Jose Vicente Pimentel
É sem precedentes o ataque de drones e mísseis iranianos a Israel na noite de sábado. A escala do ataque e o fato de que os mais de 300 projéteis partiram de solo iraniano confirmam o ineditismo do episódio. Sem precedentes, mas não inesperado. As relações entre Israel e Irã estão em nível crítico há vários anos, e o receio de que a guerra em Gaza pudesse escalar para um conflito de grandes dimensões aumentou depois que o aiatolá Ali Khamenei responsabilizou Benjamin Netanyahu pelo bombardeio das instalações diplomáticas iranianas na capital da Síria em 1º de abril.
Os riscos à paz mundial são agora semelhantes aos gerados pela crise dos mísseis em Cuba, em outubro de 1962. John Kennedy e Nikita Kruschev foram capazes de desarmar aquele que foi o momento mais tenso da Guerra Fria, mas há controvérsias quanto à capacidade dos líderes atuais. No singular regime iraniano, o Khamenei é chefe de Estado vitalício e também a máxima autoridade política e religiosa do país, encarregado da segurança, defesa e política externa. Depende de Khamenei a gestão de um programa nuclear sofisticado e um estoque de urânio enriquecido que, segundo avaliações de peritos, poderia ser transformado em combustível para algumas bombas em espaço de dias. Israel tem o apoio da Otan, mas a liderança de Netanyahu é cada vez mais contestada, e seus próximos passos não são claramente previsíveis, a não ser que ele tentará de todas as formas se manter no poder.
Há uma tendência natural a imaginar que Netanyahu ganha uma sobrevida política em decorrência do ataque. Não há certezas, porém, nessa equação. Um dado a ter presente é que a parceria política com o atual governo israelense se torna cada vez mais incômoda, e os seus adversários em Telavive estão atentos a essa tendência. Desde ontem, o ex-primeiro-ministro Ehud Barak multiplica aparições na mídia internacional com declarações que minimizam os danos sofridos por Israel e realçam a excelência do apoio dos órgãos de inteligência americanos. Nas palavras de Barak, Israel venceu este round e precisa doravante definir com equilíbrio os seus interesses, e não tomar qualquer iniciativa impensada. Advertiu que Netanyahu continua atolado em Gaza, onde reféns israelenses continuam cativos, a fronteira com o Líbano permanece volátil e o perigo para a população é real.
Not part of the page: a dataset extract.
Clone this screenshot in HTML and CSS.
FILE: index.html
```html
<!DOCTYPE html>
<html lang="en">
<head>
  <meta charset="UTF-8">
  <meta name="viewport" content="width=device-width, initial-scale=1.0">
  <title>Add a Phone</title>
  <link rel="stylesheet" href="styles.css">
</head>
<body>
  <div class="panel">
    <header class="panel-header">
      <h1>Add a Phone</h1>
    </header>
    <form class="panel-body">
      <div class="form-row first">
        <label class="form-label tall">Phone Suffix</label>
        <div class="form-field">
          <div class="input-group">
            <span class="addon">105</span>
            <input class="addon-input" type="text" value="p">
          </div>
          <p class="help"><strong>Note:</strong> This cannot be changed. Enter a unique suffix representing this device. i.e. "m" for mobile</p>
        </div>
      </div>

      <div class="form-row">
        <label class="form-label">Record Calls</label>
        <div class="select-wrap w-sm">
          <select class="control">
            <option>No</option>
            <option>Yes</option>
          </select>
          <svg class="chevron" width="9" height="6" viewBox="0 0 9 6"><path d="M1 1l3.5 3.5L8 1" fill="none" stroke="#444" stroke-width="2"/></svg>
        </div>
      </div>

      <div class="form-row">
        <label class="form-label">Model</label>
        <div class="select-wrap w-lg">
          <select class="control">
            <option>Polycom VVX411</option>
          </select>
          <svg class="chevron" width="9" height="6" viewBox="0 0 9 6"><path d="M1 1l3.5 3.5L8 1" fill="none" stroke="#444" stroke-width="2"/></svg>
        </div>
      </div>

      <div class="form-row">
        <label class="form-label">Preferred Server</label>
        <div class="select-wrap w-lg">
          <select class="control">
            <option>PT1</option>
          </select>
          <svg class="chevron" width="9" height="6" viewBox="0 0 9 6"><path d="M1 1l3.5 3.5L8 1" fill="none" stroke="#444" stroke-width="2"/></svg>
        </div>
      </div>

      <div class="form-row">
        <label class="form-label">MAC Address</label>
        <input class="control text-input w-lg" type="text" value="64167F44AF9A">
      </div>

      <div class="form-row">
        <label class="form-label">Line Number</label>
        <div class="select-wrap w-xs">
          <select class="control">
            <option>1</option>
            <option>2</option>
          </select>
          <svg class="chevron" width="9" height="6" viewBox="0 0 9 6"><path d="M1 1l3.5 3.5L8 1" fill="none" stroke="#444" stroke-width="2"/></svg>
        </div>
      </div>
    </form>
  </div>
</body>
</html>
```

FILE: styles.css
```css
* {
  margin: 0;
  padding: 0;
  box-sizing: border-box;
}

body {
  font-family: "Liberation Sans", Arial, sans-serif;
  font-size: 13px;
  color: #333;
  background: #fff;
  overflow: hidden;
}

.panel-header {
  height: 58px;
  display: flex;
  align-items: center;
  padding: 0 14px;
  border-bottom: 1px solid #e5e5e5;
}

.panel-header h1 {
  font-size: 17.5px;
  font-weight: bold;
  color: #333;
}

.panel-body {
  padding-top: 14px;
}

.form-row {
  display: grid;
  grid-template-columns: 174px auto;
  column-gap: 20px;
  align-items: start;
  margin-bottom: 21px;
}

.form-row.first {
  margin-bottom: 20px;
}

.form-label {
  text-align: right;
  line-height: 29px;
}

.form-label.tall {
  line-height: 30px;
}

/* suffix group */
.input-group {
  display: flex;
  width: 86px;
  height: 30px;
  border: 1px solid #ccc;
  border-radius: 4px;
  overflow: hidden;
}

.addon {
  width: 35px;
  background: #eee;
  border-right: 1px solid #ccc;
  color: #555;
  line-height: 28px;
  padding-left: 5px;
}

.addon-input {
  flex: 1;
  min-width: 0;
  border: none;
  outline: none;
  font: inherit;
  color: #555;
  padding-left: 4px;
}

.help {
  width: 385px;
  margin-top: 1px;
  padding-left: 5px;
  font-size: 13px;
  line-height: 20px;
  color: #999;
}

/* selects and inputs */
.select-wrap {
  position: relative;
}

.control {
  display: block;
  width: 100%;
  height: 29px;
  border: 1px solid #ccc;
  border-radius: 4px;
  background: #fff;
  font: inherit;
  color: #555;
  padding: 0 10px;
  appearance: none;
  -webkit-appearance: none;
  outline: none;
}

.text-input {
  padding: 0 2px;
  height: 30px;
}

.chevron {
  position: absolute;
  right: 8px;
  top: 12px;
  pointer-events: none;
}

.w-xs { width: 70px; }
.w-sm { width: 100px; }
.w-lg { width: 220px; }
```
Intensa mobilização diplomática reflete a dimensão da crise. A pedido do presidente Joe Biden, a presidência do G7 convocou uma reunião para ontem, a fim de "articular uma resposta diplomática e unida" das grandes potências. O Conselho de Segurança das Nações Unidas também se reuniu à tarde, enquanto os ministros das Relações Exteriores da União Europeia foram igualmente convocados para se manifestarem, no mesmo dia, sobre a situação. Imperscrutável, Netanyahu antecipou-se e marcou, de manhã, uma reunião do Gabinete de Guerra de Israel.
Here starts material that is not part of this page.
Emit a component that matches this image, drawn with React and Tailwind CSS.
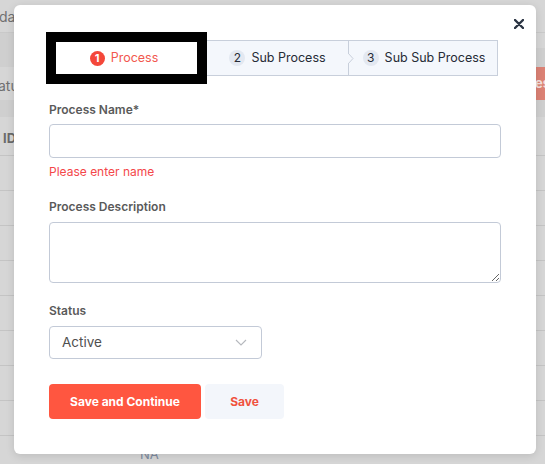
import React from "react";

function Step({ n, label, active }) {
  return (
    <div className="flex items-center gap-[6px]">
      <span
        className={
          active
            ? "flex h-[15px] w-[15px] items-center justify-center rounded-full bg-[#f4473a] text-[11px] font-bold leading-none text-white"
            : "flex h-[16px] w-[16px] items-center justify-center rounded-full bg-[#e3e8f1] text-[12px] leading-none text-[#262b36]"
        }
      >
        {n}
      </span>
      <span className={active ? "text-[12.5px] text-[#f2584f]" : "text-[12.5px] text-[#262b36]"}>{label}</span>
    </div>
  );
}

export default function App() {
  const rows = [0, 1, 2, 3, 4, 5, 6, 7];
  return (
    <div
      className="relative h-[464px] w-[545px] overflow-hidden bg-[#d6d6d6]"
      style={{ fontFamily: "Inter, 'Noto Sans', sans-serif" }}
    >
      {/* background page (dimmed) */}
      <div className="absolute inset-0 flex flex-col text-[#707070]">
        <div className="flex h-[33px] shrink-0 items-center border-b border-[#c9c9c9] text-[14px]">
          <span className="ml-[-1px]">da</span>
        </div>
        <div className="flex h-[34px] shrink-0">
          <div className="flex-1 bg-[#cfcfcf]" />
          <div className="flex w-[9px] flex-col">
            <div className="h-[15px]" />
            <div className="flex-1 bg-[#cfcfcf]" />
          </div>
        </div>
        <div className="flex h-[33px] shrink-0 items-center justify-between text-[14px]">
          <span className="ml-[-2px] mt-[3px]">atu</span>
          <div className="flex h-full w-[10px] items-center overflow-hidden bg-[#dc8275] text-[13px] font-bold text-[#f3e0dd]">
            es
          </div>
        </div>
        <div className="h-[17px] shrink-0 bg-[#cfcfcf]" />
        <div className="flex h-[39px] shrink-0 items-center border-b border-[#c4c4c4] pt-[6px] text-[13px] font-bold text-[#6a6a6a]">
          <span className="ml-[3px]">ID</span>
        </div>
        {rows.map((r) => (
          <div key={r} className="h-[35px] shrink-0 border-b border-[#c4c4c4]" />
        ))}
        <div className="h-[35px] shrink-0 pl-[140px] pt-[9px] text-[13px] text-[#7d8ba0]">NA</div>
      </div>

      {/* modal */}
      <div className="absolute left-[14px] top-[5px] h-[449px] w-[522px] rounded-[6px] bg-white px-[35px] pb-[35px] pt-[27px] shadow-[0_2px_8px_rgba(0,0,0,0.12)]">
        <button className="absolute right-[12px] top-[14px] flex h-[10px] w-[10px] items-center justify-center">
          <svg width="10" height="10" viewBox="0 0 10 10">
            <path d="M1 1L9 9M9 1L1 9" stroke="#2b3443" strokeWidth="2.4" strokeLinecap="round" />
          </svg>
        </button>

        {/* stepper */}
        <div className="ml-[-3px] flex items-center">
          <div className="flex h-[52px] w-[161px] items-center justify-center border-[10px] border-black bg-white pr-[5px]">
            <Step n="1" label="Process" active />
          </div>
          <div className="flex h-[36px] w-[141px] items-center justify-center border-y border-[#c8cfdb] bg-[#f4f7fc]">
            <Step n="2" label="Sub Process" />
          </div>
          <div className="relative flex h-[36px] w-[150px] items-center justify-center border border-[#c8cfdb] bg-[#f4f7fc] pl-[2px]">
            <svg className="absolute left-[-1px] top-[12px]" width="7" height="11" viewBox="0 0 7 11">
              <path d="M0 0L5 5.5L0 11" fill="#f4f7fc" stroke="#c8cfdb" strokeWidth="1" />
            </svg>
            <Step n="3" label="Sub Sub Process" />
          </div>
        </div>

        {/* form */}
        <div className="mt-[18px] flex flex-col">
          <label className="text-[12px] font-semibold leading-[16px] text-[#5a5a5a]">Process Name*</label>
          <input className="mt-[6px] h-[34px] w-full rounded-[4px] border border-[#c3cad7] outline-none" />
          <div className="mt-[6px] text-[12px] leading-[16px] text-[#f4474a]">Please enter name</div>

          <label className="mt-[19px] text-[12px] font-semibold leading-[16px] text-[#5a5a5a]">Process Description</label>
          <textarea className="mt-[7px] h-[61px] w-full resize-y rounded-[4px] border border-[#c3cad7] outline-none" />

          <label className="mt-[20px] text-[12px] font-semibold leading-[16px] text-[#5a5a5a]">Status</label>
          <div className="mt-[7px] flex h-[33px] w-[213px] items-center justify-between rounded-[4px] border border-[#c3cad7] pl-[12px] pr-[14px]">
            <span className="text-[13.5px] text-[#4f4f4f]">Active</span>
            <svg width="12" height="7" viewBox="0 0 12 7">
              <path d="M1 1L6 6L11 1" fill="none" stroke="#b5b8bd" strokeWidth="1.1" />
            </svg>
          </div>

          <div className="mt-[25px] flex gap-[4px]">
            <button className="flex h-[35px] w-[152px] items-center justify-center rounded-[4px] bg-[#ff5640] text-[12px] font-bold text-white">
              Save and Continue
            </button>
            <button className="flex h-[35px] w-[79px] items-center justify-center rounded-[4px] bg-[#f3f6fb] text-[12px] font-bold text-[#f0523e]">
              Save
            </button>
          </div>
        </div>
      </div>
    </div>
  );
}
Num cenário de marcada internacionalização do problema do Oriente Médio, uma coincidência no interesse da China e dos Estados Unidos abre uma expectativa otimista. Xi Jinping estimulou a comunidade internacional, "especialmente os países influentes", a terem um papel construtivo para evitar o pior. A China é o país que pode conter o Irã, e Biden se beneficiaria disso. As conveniências da sua campanha à reeleição em novembro estão, até aqui, resguardadas. A defesa antiaérea israelense, criada e financiada pelos Estados Unidos, parece ter funcionado a contento, bloqueando de 90% a 99% dos projéteis disparados pelos iranianos, e, portanto, a solidariedade ao povo judeu e a importância da cooperação militar americana não podem ser contestadas. O perigo vem da hipótese, não desprezível, de uma nova retaliação israelense. Nesse sentido, o maior desafio de Biden seria conter Netanyahu. Em suma, será um período de intensa atividade político-diplomática, e só se pode esperar que o bom senso prevaleça.